A Roth IRA is one of the most powerful retirement accounts available. You contribute after-tax money, it grows tax-free, and you withdraw tax-free in retirement. For most young investors, it should be a top priority after getting the full 401(k) match.
Why a Roth IRA?
The magic of a Roth IRA is tax-free growth. If you invest $7,000 today and it grows to $70,000 over 30 years, you pay zero taxes on that $63,000 gain. With a traditional IRA or 401(k), you'd owe taxes on every dollar you withdraw.
Roth IRAs also offer more flexibility: you can withdraw your contributions (not earnings) at any time without penalty. This makes it a backup emergency fund if absolutely needed.
Eligibility and Limits (2024)
Key Numbers
- Contribution limit: $7,000/year ($8,000 if age 50+)
- Income limit (single): Phase-out starts at $146,000, fully phased out at $161,000
- Income limit (married filing jointly): Phase-out starts at $230,000, fully phased out at $240,000
- Deadline: Tax Day of the following year (typically April 15)
If your income is above the limits, you may still be able to contribute via a "backdoor Roth IRA" (contribute to a Traditional IRA, then convert to Roth). Consult a tax professional for this strategy.
The 5-Year Rule
To withdraw earnings tax-free, two conditions must be met:
- You must be 59½ or older
- The account must be at least 5 years old (from your first Roth contribution)
This is why starting early matters—even a small contribution opens the 5-year clock.
Step-by-Step: Opening a Roth IRA
- Choose a brokerage. Fidelity, Schwab, and Vanguard are all excellent. All offer $0 minimums and $0 trading fees.
- Create an account. Select "Roth IRA" as the account type. You'll need your SSN, address, and employment info.
- Designate beneficiaries. Who gets the account if you pass away? Don't skip this step.
- Link your bank account. Set up ACH transfer for funding.
- Fund the account. Transfer your first contribution (up to $7,000 for 2024).

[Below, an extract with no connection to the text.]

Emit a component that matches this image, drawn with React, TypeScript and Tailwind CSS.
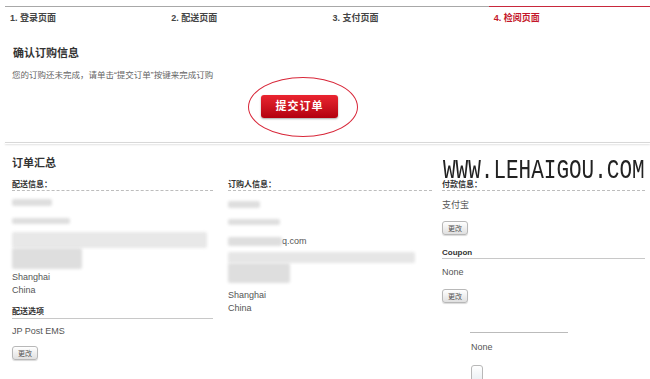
import React from 'react';

const steps = ['1. 登录页面', '2. 配送页面', '3. 支付页面', '4. 检阅页面'];

const SmallButton: React.FC = () => (
  <div className="w-[26px] h-[14px] rounded-[3px] border border-[#b8b8b8] bg-linear-to-b from-white to-[#e0e0e0] shadow-[0_1px_1px_rgba(0,0,0,0.15)] flex items-center justify-center text-[7px] leading-none text-[#555]">
    更改
  </div>
);

const SectionTitle: React.FC<{ label: string }> = ({ label }) => (
  <div className="text-[8px] leading-[11px] font-bold text-[#333] border-b border-dashed border-[#bdbdbd]">{label}</div>
);

const Blur: React.FC<{ className: string }> = ({ className }) => (
  <div className={`bg-[#dedede] blur-[1.5px] rounded-[2px] ${className}`} />
);

const App: React.FC = () => {
  return (
    <div
      className="relative w-full h-[379px] overflow-hidden bg-white text-[#555]"
      style={{ fontFamily: '"Liberation Sans", "Noto Sans CJK SC", sans-serif' }}
    >
      {/* steps */}
      <div className="pt-[6px] pl-[5px] grid grid-cols-4">
        {steps.map((s, i) => (
          <div
            key={i}
            className={`border-t pt-[6px] pl-[5px] text-[9px] leading-[11px] font-bold ${
              i === 3 ? 'border-[#c8283c] text-[#c4162a]' : 'border-[#a8a8a8] text-[#444]'
            }`}
          >
            {s}
          </div>
        ))}
      </div>

      <div className="mt-[22px] px-[13px] text-[11px] leading-[14px] font-bold text-[#333]">确认订购信息</div>
      <div className="mt-[10px] px-[12px] text-[8.5px] leading-[11px] text-[#666]">
        您的订购还未完成，请单击“提交订单”按键来完成订购
      </div>

      <div className="relative mt-[14px] ml-[261px] w-[77px] h-[23px]">
        <div className="absolute left-[-13px] top-[-18px] w-[110px] h-[60px] rounded-[50%] border-[1.5px] border-[#d8283a]" />
        <div className="relative w-full h-full rounded-[3px] bg-linear-to-b from-[#ea2430] to-[#b3000e] shadow-[0_1px_2px_rgba(0,0,0,0.35)] flex items-center justify-center text-white text-[11px] font-bold tracking-[1px]">
          提交订单
        </div>
      </div>

      <div className="mt-[24px] ml-[5px] border-t border-[#d8d8d8] h-[2px] shadow-[0_1px_2px_rgba(0,0,0,0.12)]" />

      <div className="mt-[12px] px-[12px] text-[11px] leading-[14px] font-bold text-[#333]">订单汇总</div>

      <div className="mt-[9px] pl-[12px] flex items-start text-[9px] leading-[13px]">
        {/* col 1 */}
        <div className="w-[201px] shrink-0 flex flex-col">
          <SectionTitle label="配送信息：" />
          <Blur className="mt-[8px] h-[7px] w-[40px]" />
          <Blur className="mt-[12px] h-[6px] w-[58px]" />
          <Blur className="mt-[8px] h-[16px] w-[195px] bg-[#e8e8e8]" />
          <Blur className="h-[21px] w-[70px]" />
          <div className="mt-[2px]">Shanghai</div>
          <div>China</div>
          <div className="mt-[9px] text-[8px] leading-[11px] font-bold text-[#333] border-b border-[#c8c8c8] pb-[1px]">配送选项</div>
          <div className="mt-[6px]">JP Post EMS</div>
          <div className="mt-[8px]">
            <SmallButton />
          </div>
        </div>

        {/* col 2 */}
        <div className="ml-[15px] w-[204px] shrink-0 flex flex-col">
          <SectionTitle label="订购人信息：" />
          <Blur className="mt-[10px] h-[7px] w-[32px]" />
          <Blur className="mt-[11px] h-[6px] w-[52px]" />
          <div className="mt-[11px] h-[10px] flex items-center">
            <Blur className="h-[9px] w-[54px]" />
            <span>q.com</span>
          </div>
          <Blur className="mt-[6px] h-[11px] w-[187px] bg-[#e6e6e6]" />
          <Blur className="h-[20px] w-[62px]" />
          <div className="mt-[6px]">Shanghai</div>
          <div>China</div>
        </div>

        {/* col 3 */}
        <div className="relative ml-[10px] w-[203px] shrink-0 flex flex-col">
          <SectionTitle label="付款信息：" />
          <div
            className="absolute left-[1px] top-[-14px] text-[21px] leading-[20px] text-[#222] scale-y-[1.35] origin-bottom-left whitespace-nowrap"
            style={{ fontFamily: '"Liberation Mono", monospace' }}
          >
            WWW.LEHAIGOU.COM
          </div>
          <div className="mt-[8px]">支付宝</div>
          <div className="mt-[9px]">
            <SmallButton />
          </div>
          <div className="mt-[12px] text-[8px] leading-[11px] font-bold text-[#333] border-b border-[#c8c8c8]">Coupon</div>
          <div className="mt-[7px]">None</div>
          <div className="mt-[10px]">
            <SmallButton />
          </div>
          <div className="mt-[29px] ml-[28px] w-[98px] border-t border-[#bbb]" />
          <div className="mt-[8px] ml-[29px]">None</div>
          <div className="mt-[11px] ml-[29px] w-[12px] h-[18px] rounded-[3px] border border-[#b8b8b8] bg-linear-to-b from-white to-[#e8eef2]" />
        </div>
      </div>
    </div>
  );
};

export default App;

- Choose investments. A target-date fund matching your retirement year is a simple, solid choice.
- Set up automatic contributions. Even $100/month adds up to $1,200/year automatically invested.
What to Invest In
For most people, these are the best options:
- Target-date fund: Pick the fund closest to your expected retirement year (e.g., Target 2055). It automatically adjusts from aggressive to conservative as you age.
- Total market index fund: Something like FXAIX (Fidelity), VTSAX (Vanguard), or SWTSX (Schwab) gives you broad U.S. stock exposure.
- Three-fund portfolio: U.S. stocks + international stocks + bonds in a ratio like 60/30/10.
Common Mistakes
- Funding but not investing. Money in a Roth IRA isn't automatically invested. Make sure to buy funds after depositing.
- Waiting until Tax Day. Contribute early in the year to maximize time in the market.
- Not contributing at all because you can't max out. Even $50/month is better than $0.
- Over-contributing. Track your contributions carefully. Excess contributions incur a 6% penalty annually until corrected.
Roth IRA vs Traditional IRA
Choose Roth if: You expect to be in a higher tax bracket in retirement, you want tax-free withdrawals, or you value flexibility.
Choose Traditional if: You need the tax deduction now, you expect to be in a lower tax bracket in retirement, or your income is too high for Roth.
Still not sure? For most people under 40, Roth is usually the better choice.
Next Steps
Ready to open your Roth IRA? Pick a brokerage and spend 15 minutes setting it up. Your future self will thank you.